Tips for Relocating a Business to Miami
When moving offices, it’s important to have a plan in place so that assets are transferred safely and that you don’t make any mistakes that would put your company at risk. It’s best to create a preliminary outline and then reach out to company leaders and stakeholders to dive into the details as the target move date approaches.
When moving to Miami, there are certain things to keep in mind. If you are thinking of moving near a beach, consider Miami Beach, Surfside, Bal Harbour Village, or Sunny Isles Beach neighborhoods. Brickell and Downtown Miami have vibrant city feels to them. Coconut Grove and Coral Gables are great spots with a residential feel, which might make your employees happy if they are resettling near your new office, and Doral and Homestead are two neighborhoods that offer a calm, suburban feel.
Before you dive into the details, start by scoping out high-level initiatives:
1. Build a realistic timeline
Before anything, you need to develop a timeline for the move. The size of your office can dictate how long your move will take. A large office could take anywhere from six months to over a year to plan and execute.
Work with stakeholders and department heads to ensure that the move will have a limited impact on business operations. Work your moving plan into a Gantt chart or project calendar with your other business objectives to verify that essential projects will still be completed on time.
2. Finalize a budget
In addition to creating a timeline, you’ll need to assess all finances and finalize a budget. Understanding the costs of relocating office equipment, employees, company vehicles and assets will be a crucial step in your initial prep phase.
When you’re moving to Miami for the first time, you’ll also want to familiarize yourself with local business regulations. Some of them may actually work in your favor. For example, Miami-Dade County tax requirements can provide more flexibility for allocated expenses. According to the Greater Miami Convention & Visitors Bureau, “Miami offers a number of tax advantages, including the fact that there is no local corporate tax, a very low state corporate tax, and no state personal income tax.”
3. Take inventory of assets and equipment
Create another list of all the office furniture, electronics, company cars, machinery and equipment that will need to be moved and installed in your new Miami office. If you hire a commercial moving company this will allow them to accurately quote you for the job and ensure that company assets will be properly packed, stored, and safely transferred. This is also a great time to order new furniture and have it arrive at your new office.
After you create a general plan for the office move, start coordinating the move internally:
4. Coordinate with an internal team
Once you’ve figured out the initial logistics, the next step is to organize an internal moving team to help plan the finite details. Recruit people from different departments and have them outline primary initiatives that are necessary to their success.
Assigning tasks to members of the internal team can help to spread out responsibilities. For example, you can assign a project manager to find a reputable moving company in Miami to help facilitate the relocation.

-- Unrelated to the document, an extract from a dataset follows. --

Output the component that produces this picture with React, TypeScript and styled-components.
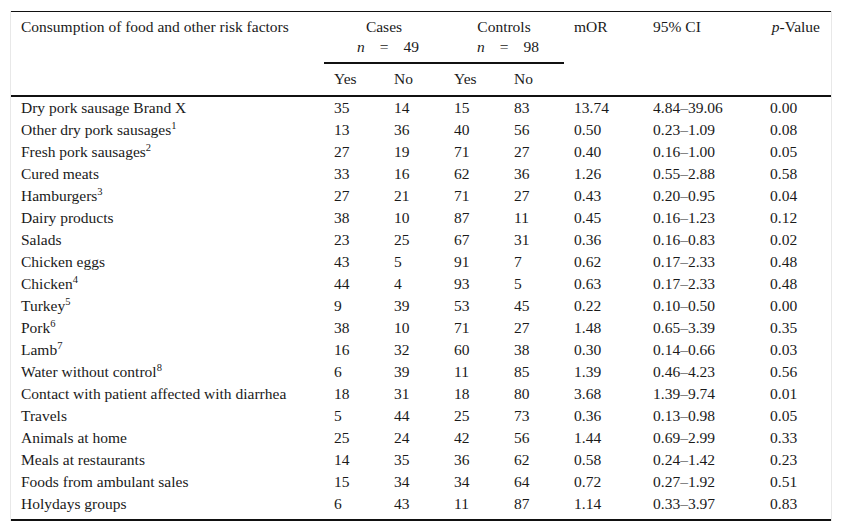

If you are a smaller organization, you often don’t need separate teams and can rely on a smaller team of volunteers throughout the company to get things in motion. Once your internal team is built, you should hold regular meetings to make sure everyone is moving forward together. This will help coordinate deadlines and goals so that team leads have something to work toward.
5. Provide resources for employees
When moving to Miami for the first time, assigning a team member to put together a helpful packet of local resources for your employees will make their move across the country much easier.
Here are some examples of helpful resources to include in a packet:
- Property search services and contact information
- Local tax services and contact information
- Motor vehicle registration and contact information
- Voter information
- Local healthcare facilities that will accept your employee’s insurance provider etc.
For example, include a section informing employees to go through the Florida Highway Safety and Motor Vehicles department to get a Florida license and license plate for their vehicles.
Neighborhoods like South Beach also offer bike share programs, for those who want to get some exercise while commuting. There are also public transportation options in Miami, such as Metrobus, Metromover and Metrorail.
Even a simple email with this information can save your employees time and reduce stress, allowing them to focus on the business instead of personal matters.
6. Send updates to partners and stakeholders
Compile a list of people and organizations that your company partners with (suppliers, clients, contractors, etc.) so you can let them know you’re moving in the future. While you may not know the new address of your new office yet, it’s important to keep partners updated. This ensures that they will be aware of changes in communication during the move, as well as the location change that occurs afterwards.
While moving a company to a new location can be daunting to think about, planning ahead can make the difference. By relying on leaders within the company and finding the right professionals for the job, you are setting yourself up for success. Once you’re in Miami with the beautiful weather and rolling coastal waves, you’ll be happy you decided to make the move to The Magic City.